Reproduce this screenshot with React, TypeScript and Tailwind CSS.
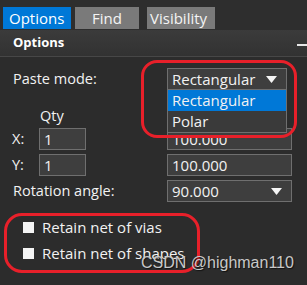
import { ReactNode } from "react";

const font = { fontFamily: '"Open Sans", "Noto Sans", sans-serif' };

function Arrow() {
  return (
    <svg width="11" height="7" viewBox="0 0 11 7" className="shrink-0">
      <path d="M0 0 H11 L5.5 7 Z" fill="#f4f4f4" />
    </svg>
  );
}

function Field({ children, className = "" }: { children: ReactNode; className?: string }) {
  return (
    <div
      className={`h-[22px] border border-[#6f6f6f] bg-[#3e3e3e] flex items-center pl-[4px] pr-[9px] text-[15px] text-[#f2f2f2] ${className}`}
    >
      {children}
    </div>
  );
}

function Check({ label, className = "" }: { label: string; className?: string }) {
  return (
    <div className={`h-[20px] flex items-center pl-[23px] ${className}`}>
      <span className="w-[11px] h-[11px] bg-[#f4f4f4] shrink-0" />
      <span className="ml-[8px] text-[15px] text-[#f2f2f2]">{label}</span>
    </div>
  );
}

export default function App() {
  return (
    <div className="relative w-[307px] h-[285px] overflow-hidden bg-[#2c2c2c] select-none" style={font}>
      {/* Tabs */}
      <div className="h-[30px] pt-[7px] bg-[#2e2e2e] flex items-start text-[15px] leading-[22px]">
        <div className="ml-[3px] w-[68px] h-[22px] bg-[#0078d7] text-white pl-[6px]">Options</div>
        <div className="ml-[4px] w-[64px] h-[22px] bg-[#7a7a7a] text-[#f4f4f4] text-center">Find</div>
        <div className="ml-[8px] w-[68px] h-[22px] bg-[#7a7a7a] text-[#f4f4f4] pl-[3px]">Visibility</div>
      </div>

      {/* Section header */}
      <div className="h-[27px] bg-gradient-to-b from-[#3b3b3b] to-[#323232] border-b border-[#474747] flex items-center justify-between">
        <span className="ml-[13px] text-[13px] font-bold text-white">Options</span>
        <span className="w-[10px] h-[2px] bg-[#e6e6e6] mt-[4px]" />
      </div>

      {/* Body */}
      <div className="text-[14.5px] text-[#f2f2f2]">
        <div className="mt-[11px] h-[22px] flex items-center">
          <span className="ml-[13px] w-[154px]">Paste mode:</span>
          <Field className="w-[120px] justify-between">
            <span>Rectangular</span>
            <Arrow />
          </Field>
        </div>

        <div className="mt-[16px] h-[20px] flex items-center">
          <span className="ml-[40px]">Qty</span>
        </div>

        <div className="mt-[2px] h-[22px] flex items-center">
          <span className="ml-[12px] w-[27px]">X:</span>
          <Field className="w-[47px]">1</Field>
          <Field className="ml-[81px] w-[125px]">100.000</Field>
        </div>

        <div className="mt-[4px] h-[22px] flex items-center">
          <span className="ml-[12px] w-[27px]">Y:</span>
          <Field className="w-[47px]">1</Field>
          <Field className="ml-[81px] w-[125px]">100.000</Field>
        </div>

        <div className="mt-[4px] h-[22px] flex items-center">
          <span className="ml-[13px] w-[154px]">Rotation angle:</span>
          <Field className="w-[125px] justify-between">
            <span>90.000</span>
            <Arrow />
          </Field>
        </div>

        <Check label="Retain net of vias" className="mt-[15px]" />
        <Check label="Retain net of shapes" className="mt-[6px]" />
      </div>

      {/* Open dropdown list */}
      <div className="absolute left-[167px] top-[90px] w-[120px] h-[43px] bg-[#3a3a3a] border border-t-0 border-[#6f6f6f] text-[15px] text-[#f2f2f2]">
        <div className="h-[21px] bg-[#0078d7] pl-[4px] leading-[21px]">Rectangular</div>
        <div className="h-[21px] pl-[4px] leading-[21px]">Polar</div>
      </div>

      {/* Red annotation outlines */}
      <div className="absolute left-[141px] top-[60px] w-[156px] h-[78px] rounded-[16px] border-[3px] border-[#e8202a]" />
      <div className="absolute left-[4px] top-[213px] w-[196px] h-[60px] rounded-[18px] border-[3px] border-[#e8202a]" />

      {/* Watermark */}
      <div
        className="absolute left-[141px] top-[251px] text-[16px] text-[#c8c8c8] [text-shadow:1px_1px_1px_rgba(0,0,0,0.6)]"
        style={{ fontFamily: '"Liberation Sans", Arial, sans-serif' }}
      >
        CSDN @highman110
      </div>
    </div>
  );
}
──────────
Copy all the data exactly as written, but skip any picture.

[Result]
Reproduce this screenshot with React, TypeScript and Tailwind CSS.
import { ReactNode } from "react";

const font = { fontFamily: '"Open Sans", "Noto Sans", sans-serif' };

function Arrow() {
  return (
    <svg width="11" height="7" viewBox="0 0 11 7" className="shrink-0">
      <path d="M0 0 H11 L5.5 7 Z" fill="#f4f4f4" />
    </svg>
  );
}

function Field({ children, className = "" }: { children: ReactNode; className?: string }) {
  return (
    <div
      className={`h-[22px] border border-[#6f6f6f] bg-[#3e3e3e] flex items-center pl-[4px] pr-[9px] text-[15px] text-[#f2f2f2] ${className}`}
    >
      {children}
    </div>
  );
}

function Check({ label, className = "" }: { label: string; className?: string }) {
  return (
    <div className={`h-[20px] flex items-center pl-[23px] ${className}`}>
      <span className="w-[11px] h-[11px] bg-[#f4f4f4] shrink-0" />
      <span className="ml-[8px] text-[15px] text-[#f2f2f2]">{label}</span>
    </div>
  );
}

export default function App() {
  return (
    <div className="relative w-[307px] h-[285px] overflow-hidden bg-[#2c2c2c] select-none" style={font}>
      {/* Tabs */}
      <div className="h-[30px] pt-[7px] bg-[#2e2e2e] flex items-start text-[15px] leading-[22px]">
        <div className="ml-[3px] w-[68px] h-[22px] bg-[#0078d7] text-white pl-[6px]">Options</div>
        <div className="ml-[4px] w-[64px] h-[22px] bg-[#7a7a7a] text-[#f4f4f4] text-center">Find</div>
        <div className="ml-[8px] w-[68px] h-[22px] bg-[#7a7a7a] text-[#f4f4f4] pl-[3px]">Visibility</div>
      </div>

      {/* Section header */}
      <div className="h-[27px] bg-gradient-to-b from-[#3b3b3b] to-[#323232] border-b border-[#474747] flex items-center justify-between">
        <span className="ml-[13px] text-[13px] font-bold text-white">Options</span>
        <span className="w-[10px] h-[2px] bg-[#e6e6e6] mt-[4px]" />
      </div>

      {/* Body */}
      <div className="text-[14.5px] text-[#f2f2f2]">
        <div className="mt-[11px] h-[22px] flex items-center">
          <span className="ml-[13px] w-[154px]">Paste mode:</span>
          <Field className="w-[120px] justify-between">
            <span>Rectangular</span>
            <Arrow />
          </Field>
        </div>

        <div className="mt-[16px] h-[20px] flex items-center">
          <span className="ml-[40px]">Qty</span>
        </div>

        <div className="mt-[2px] h-[22px] flex items-center">
          <span className="ml-[12px] w-[27px]">X:</span>
          <Field className="w-[47px]">1</Field>
          <Field className="ml-[81px] w-[125px]">100.000</Field>
        </div>

        <div className="mt-[4px] h-[22px] flex items-center">
          <span className="ml-[12px] w-[27px]">Y:</span>
          <Field className="w-[47px]">1</Field>
          <Field className="ml-[81px] w-[125px]">100.000</Field>
        </div>

        <div className="mt-[4px] h-[22px] flex items-center">
          <span className="ml-[13px] w-[154px]">Rotation angle:</span>
          <Field className="w-[125px] justify-between">
            <span>90.000</span>
            <Arrow />
          </Field>
        </div>

        <Check label="Retain net of vias" className="mt-[15px]" />
        <Check label="Retain net of shapes" className="mt-[6px]" />
      </div>

      {/* Open dropdown list */}
      <div className="absolute left-[167px] top-[90px] w-[120px] h-[43px] bg-[#3a3a3a] border border-t-0 border-[#6f6f6f] text-[15px] text-[#f2f2f2]">
        <div className="h-[21px] bg-[#0078d7] pl-[4px] leading-[21px]">Rectangular</div>
        <div className="h-[21px] pl-[4px] leading-[21px]">Polar</div>
      </div>

      {/* Red annotation outlines */}
      <div className="absolute left-[141px] top-[60px] w-[156px] h-[78px] rounded-[16px] border-[3px] border-[#e8202a]" />
      <div className="absolute left-[4px] top-[213px] w-[196px] h-[60px] rounded-[18px] border-[3px] border-[#e8202a]" />

      {/* Watermark */}
      <div
        className="absolute left-[141px] top-[251px] text-[16px] text-[#c8c8c8] [text-shadow:1px_1px_1px_rgba(0,0,0,0.6)]"
        style={{ fontFamily: '"Liberation Sans", Arial, sans-serif' }}
      >
        CSDN @highman110
      </div>
    </div>
  );
}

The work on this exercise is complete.